US, AUC reaffirm collaboration to install democracy in Africa

US, AUC reaffirm collaboration to install democracy in Africa
US Secretary of State, Anthony Blinken (photo credit: courtesy)

The United States (US) and the African Union Commission (AUC) have reaffirmed their commitment to entrenching democracy in Africa and across the globe.

The special assistant to the President and National Security Council, Senior Director for Africa, Dana Banks, Assistant Secretary of State for African Affairs, Molly Phee and the AUC Commissioner for Political Affairs, Peace and Security, Bankole Adeoye, summarised the principles of the U.S AUC security relationship.

According to a report shared by the US Embassy yesterday, the two leaders discussed the means of addressing recent coups, disrespect for constitutional term limits, and negative influence which he said were threats to democracy in the world.

“Officials emphasised that these negative trends across the continent undermine the foundational principles of the AU, including the promotion of democratic ideals,” the statement read.

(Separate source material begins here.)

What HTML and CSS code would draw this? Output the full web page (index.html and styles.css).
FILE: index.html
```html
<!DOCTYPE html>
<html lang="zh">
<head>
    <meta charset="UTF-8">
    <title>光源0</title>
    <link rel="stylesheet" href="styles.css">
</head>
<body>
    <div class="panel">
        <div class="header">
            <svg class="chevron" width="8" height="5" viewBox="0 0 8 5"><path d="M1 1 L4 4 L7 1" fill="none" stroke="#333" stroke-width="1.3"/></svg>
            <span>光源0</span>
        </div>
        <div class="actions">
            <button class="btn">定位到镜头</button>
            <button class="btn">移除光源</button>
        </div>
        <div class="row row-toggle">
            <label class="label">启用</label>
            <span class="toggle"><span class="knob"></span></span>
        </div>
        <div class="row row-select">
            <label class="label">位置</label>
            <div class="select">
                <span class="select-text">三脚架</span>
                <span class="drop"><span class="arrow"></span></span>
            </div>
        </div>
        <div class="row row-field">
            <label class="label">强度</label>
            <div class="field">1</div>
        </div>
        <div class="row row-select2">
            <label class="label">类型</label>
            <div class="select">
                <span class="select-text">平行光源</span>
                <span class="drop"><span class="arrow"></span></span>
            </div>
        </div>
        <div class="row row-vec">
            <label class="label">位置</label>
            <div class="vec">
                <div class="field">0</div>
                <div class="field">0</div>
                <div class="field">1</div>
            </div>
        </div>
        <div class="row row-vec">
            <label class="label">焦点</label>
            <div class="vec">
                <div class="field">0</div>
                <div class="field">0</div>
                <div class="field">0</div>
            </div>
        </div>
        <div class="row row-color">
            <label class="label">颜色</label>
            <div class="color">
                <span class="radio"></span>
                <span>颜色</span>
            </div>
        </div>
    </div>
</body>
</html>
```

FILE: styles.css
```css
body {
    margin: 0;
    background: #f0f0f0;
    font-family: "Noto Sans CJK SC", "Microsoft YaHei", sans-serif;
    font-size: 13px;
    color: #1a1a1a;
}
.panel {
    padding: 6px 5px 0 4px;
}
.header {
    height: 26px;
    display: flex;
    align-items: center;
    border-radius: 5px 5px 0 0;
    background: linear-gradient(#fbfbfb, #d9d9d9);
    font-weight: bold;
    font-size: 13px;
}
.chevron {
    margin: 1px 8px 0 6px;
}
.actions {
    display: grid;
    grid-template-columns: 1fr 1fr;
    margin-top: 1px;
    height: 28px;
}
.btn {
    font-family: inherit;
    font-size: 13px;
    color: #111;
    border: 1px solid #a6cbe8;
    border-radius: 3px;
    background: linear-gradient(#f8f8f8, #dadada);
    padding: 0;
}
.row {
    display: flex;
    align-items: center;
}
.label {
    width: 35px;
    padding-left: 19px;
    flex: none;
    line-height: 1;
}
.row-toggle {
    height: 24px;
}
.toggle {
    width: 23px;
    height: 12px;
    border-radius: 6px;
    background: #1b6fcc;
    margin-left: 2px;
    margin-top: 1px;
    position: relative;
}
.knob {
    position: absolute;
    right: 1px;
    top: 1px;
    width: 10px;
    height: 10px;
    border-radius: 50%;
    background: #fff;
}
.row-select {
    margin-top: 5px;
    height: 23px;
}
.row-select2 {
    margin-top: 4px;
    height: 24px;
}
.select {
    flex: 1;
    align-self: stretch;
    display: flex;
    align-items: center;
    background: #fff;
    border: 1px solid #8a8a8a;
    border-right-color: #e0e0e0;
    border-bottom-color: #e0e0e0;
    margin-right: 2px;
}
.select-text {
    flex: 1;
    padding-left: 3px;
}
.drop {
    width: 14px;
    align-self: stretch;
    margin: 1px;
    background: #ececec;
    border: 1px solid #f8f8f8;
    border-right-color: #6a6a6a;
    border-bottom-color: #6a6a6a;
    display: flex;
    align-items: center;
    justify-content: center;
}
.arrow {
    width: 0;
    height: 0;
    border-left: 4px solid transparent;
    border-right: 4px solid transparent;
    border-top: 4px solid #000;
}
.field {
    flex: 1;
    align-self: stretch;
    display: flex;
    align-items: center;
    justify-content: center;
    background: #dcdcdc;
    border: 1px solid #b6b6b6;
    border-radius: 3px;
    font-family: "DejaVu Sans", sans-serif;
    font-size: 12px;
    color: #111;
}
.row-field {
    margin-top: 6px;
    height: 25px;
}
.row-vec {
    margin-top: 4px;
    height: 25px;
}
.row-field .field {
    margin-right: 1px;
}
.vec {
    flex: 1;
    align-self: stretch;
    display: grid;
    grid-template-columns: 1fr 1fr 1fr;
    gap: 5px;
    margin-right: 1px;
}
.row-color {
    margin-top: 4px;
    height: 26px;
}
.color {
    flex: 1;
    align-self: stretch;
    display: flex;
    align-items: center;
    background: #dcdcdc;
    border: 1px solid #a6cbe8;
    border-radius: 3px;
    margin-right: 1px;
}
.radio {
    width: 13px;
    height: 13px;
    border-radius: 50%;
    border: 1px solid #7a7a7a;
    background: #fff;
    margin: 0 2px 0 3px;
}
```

“U.S. and AU officials share the vision that the AU becomes the continental security guarantor, promoting peace and democracy through an operationalised and sustainable African Peace and Security Architecture (APSA) and African Governance Architecture.”

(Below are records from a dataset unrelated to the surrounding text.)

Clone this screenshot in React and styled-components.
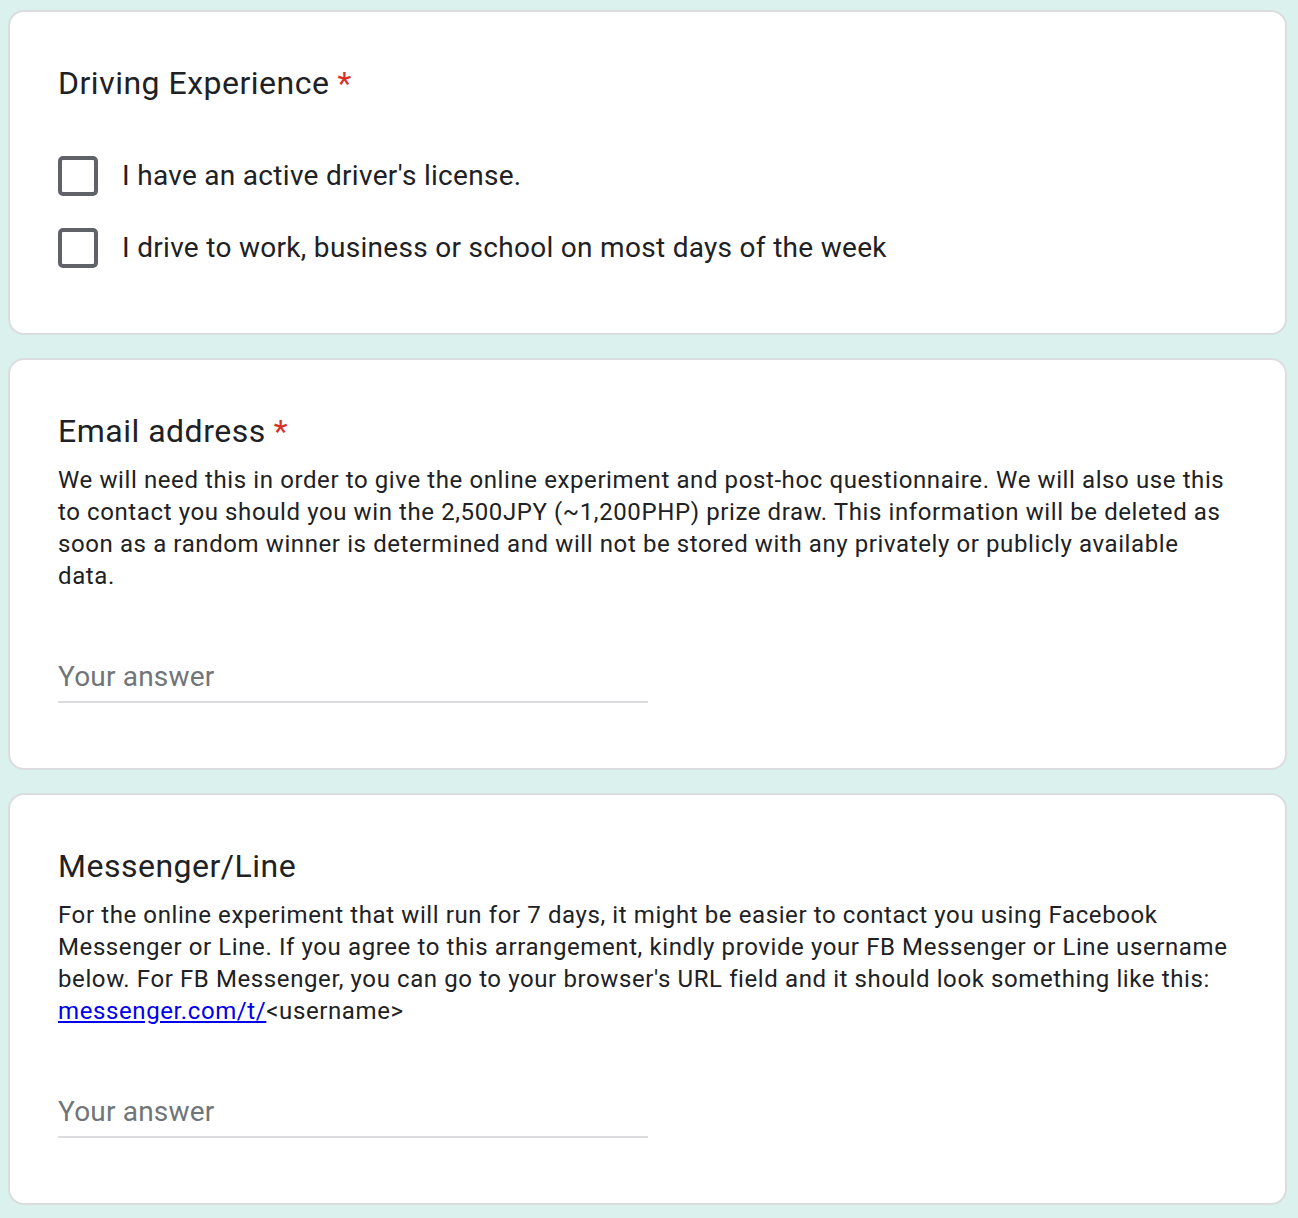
import React from "react";
import styled, { createGlobalStyle } from "styled-components";

const GlobalStyle = createGlobalStyle`
  html, body {
    margin: 0;
    padding: 0;
    background: #daf1ee;
  }
  body {
    font-family: Roboto, "Liberation Sans", Arial, sans-serif;
    color: #202124;
  }
`;

const Page = styled.div`
  display: flex;
  flex-direction: column;
  gap: 23px;
  padding: 10px 11px 12px 8px;
`;

const Card = styled.section`
  background: #fff;
  border: 2px solid #dadce0;
  border-radius: 16px;
  padding: 48px 48px ${({ bottom }) => bottom || 48}px;
`;

const Title = styled.h2`
  margin: 0;
  font-family: Roboto, "Liberation Sans", Arial, sans-serif;
  font-weight: 400;
  font-size: 32px;
  line-height: 46px;
  color: #202124;
  letter-spacing: 0.5px;
`;

const Required = styled.span`
  color: #d93025;
  margin-left: 8px;
`;

const Description = styled.p`
  margin: 10px 0 0;
  font-size: 24px;
  line-height: 32px;
  letter-spacing: 0.6px;
  color: #202124;

  a {
    color: #0000ee;
    text-decoration: underline;
  }
`;

const Options = styled.div`
  display: flex;
  flex-direction: column;
  gap: 32px;
  margin-top: 50px;
`;

const Option = styled.label`
  display: flex;
  align-items: center;
  gap: 24px;
  font-size: 28px;
  line-height: 40px;
  letter-spacing: 0.3px;
  color: #202124;
`;

const Box = styled.span`
  box-sizing: border-box;
  width: 40px;
  height: 40px;
  border: 4px solid #5f6368;
  border-radius: 5px;
  flex: none;
`;

const AnswerField = styled.div`
  width: 590px;
  margin-top: ${({ top }) => top}px;
  border-bottom: 2px solid #dadce0;
  padding-bottom: 4px;
  font-size: 28px;
  line-height: 40px;
  color: #70757a;
  letter-spacing: 0.2px;
`;

export default function App() {
  return (
    <Page>
      <GlobalStyle />
      <Card bottom={65}>
        <Title>
          Driving Experience<Required>*</Required>
        </Title>
        <Options>
          <Option>
            <Box />
            I have an active driver's license.
          </Option>
          <Option>
            <Box />
            I drive to work, business or school on most days of the week
          </Option>
        </Options>
      </Card>

      <Card bottom={65}>
        <Title>
          Email address<Required>*</Required>
        </Title>
        <Description>
          We will need this in order to give the online experiment and post-hoc
          questionnaire. We will also use this to contact you should you win the
          2,500JPY (~1,200PHP) prize draw. This information will be deleted as
          soon as a random winner is determined and will not be stored with any
          privately or publicly available data.
        </Description>
        <AnswerField top={65}>Your answer</AnswerField>
      </Card>

      <Card bottom={65}>
        <Title>Messenger/Line</Title>
        <Description>
          For the online experiment that will run for 7 days, it might be easier
          to contact you using Facebook Messenger or Line. If you agree to this
          arrangement, kindly provide your FB Messenger or Line username below.
          For FB Messenger, you can go to your browser's URL field and it should
          look something like this:{" "}
          <a href="#messenger">messenger.com/t/</a>&lt;username&gt;
        </Description>
        <AnswerField top={65}>Your answer</AnswerField>
      </Card>
    </Page>
  );
}
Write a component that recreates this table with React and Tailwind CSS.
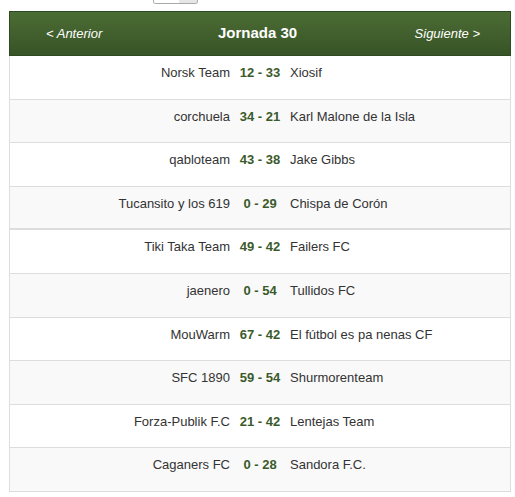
import React from 'react';

const matches = [
  { home: 'Norsk Team', score: '12 - 33', away: 'Xiosif' },
  { home: 'corchuela', score: '34 - 21', away: 'Karl Malone de la Isla' },
  { home: 'qabloteam', score: '43 - 38', away: 'Jake Gibbs' },
  { home: 'Tucansito y los 619', score: '0 - 29', away: 'Chispa de Corón', split: true },
  { home: 'Tiki Taka Team', score: '49 - 42', away: 'Failers FC' },
  { home: 'jaenero', score: '0 - 54', away: 'Tullidos FC' },
  { home: 'MouWarm', score: '67 - 42', away: 'El fútbol es pa nenas CF' },
  { home: 'SFC 1890', score: '59 - 54', away: 'Shurmorenteam' },
  { home: 'Forza-Publik F.C', score: '21 - 42', away: 'Lentejas Team' },
  { home: 'Caganers FC', score: '0 - 28', away: 'Sandora F.C.' },
];

export default function App() {
  return (
    <div className="w-[515px] h-[497px] bg-white overflow-hidden font-['Liberation_Sans',Arial,sans-serif] text-[13px] text-[#333]">
      <div className="h-[11px] pl-[153px]">
        <div className="w-[45px] h-[4px] flex border border-t-0 border-[#aaa] rounded-b-[3px] overflow-hidden">
          <div className="flex-1 bg-white" />
          <div className="w-[18px] bg-[#e6e6e6]" />
        </div>
      </div>
      <div className="ml-[9px] w-[502px]">
        <div className="h-[45px] grid grid-cols-[1fr_auto_1fr] items-center pl-[31px] pr-[36px] border border-[#2f4a22] bg-gradient-to-b from-[#4b6c34] to-[#385427] text-white">
          <span className="italic ml-[5px]">&lt; Anterior</span>
          <span className="font-bold text-[15px]">Jornada 30</span>
          <span className="italic text-right -mr-[6px]">Siguiente &gt;</span>
        </div>
        <div className="border-x border-[#ddd]">
          {matches.map((m, i) => (
            <div
              key={i}
              className={`grid grid-cols-[1fr_50px_1fr] h-[43.6px] pt-[7px] leading-[19px] border-[#ddd] ${i % 2 ? 'bg-[#f9f9f9]' : 'bg-white'} ${m.split ? 'border-b-2' : 'border-b'}`}
            >
              <span className="text-right pr-[5px] whitespace-nowrap">{m.home}</span>
              <span className="text-center font-bold text-[#3b5a2b] whitespace-nowrap">{m.score}</span>
              <span className="pl-[5px] whitespace-nowrap">{m.away}</span>
            </div>
          ))}
        </div>
      </div>
    </div>
  );
}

The participants pledged to work to strengthen democratic institutions and promote good governance in addressing African issues such as health, peace, and a prosperous future.


The eighth annual U.S-AUC High-Level Dialogue was held on March 11, 2022, in Washington DC, led by the US Secretary of State, Antony Blinken and the AUC Head of Delegation and the Chairperson, Moussa Faki Mahamat.

The African Union Commission (AUC) and the United States will champion mutual interests and values to address health, security, climate change, inclusive economic growth, peace, security, and governance globally.

Blinken and Faki inked a memorandum for a partnership between the United States and the African Centres for Disease Control and Prevention (Africa CDC).


The United States has sanctioned many African countries, including South Sudan, South Africa, Burundi, Rwanda, Central African Republic, and the Democratic Republic of Congo, to mention but a few.

In September 2021, the President of the United States, Joe Biden, threatened that his administration would impose more sanctions on South Sudanese leaders who delayed the implementation of the revitalised peace agreement.

The US Deputy Representative to the UN, Amb. Richard Mills said humanitarian aid amounting to $1 million had been looted or burned as workers were killed across South Sudan in an unspecified number of months.

“The continuous looting, threats, and violent attacks against humanitarian actors have led to the suspension of operations by numerous humanitarian agencies and a reduction of lifesaving assistance to vulnerable citizens,” Amb. Mills said.

He pledged the US government’s support towards the cause of the peace agreement, noting that those who were behind the attacks on aid workers might face sanctions.

“The United States remains committed to helping the people of South Sudan and to working closely with the transitional government, our fellow members of the Council, and all stakeholders to enable peace and prosperity for South Sudan and the region,” he added.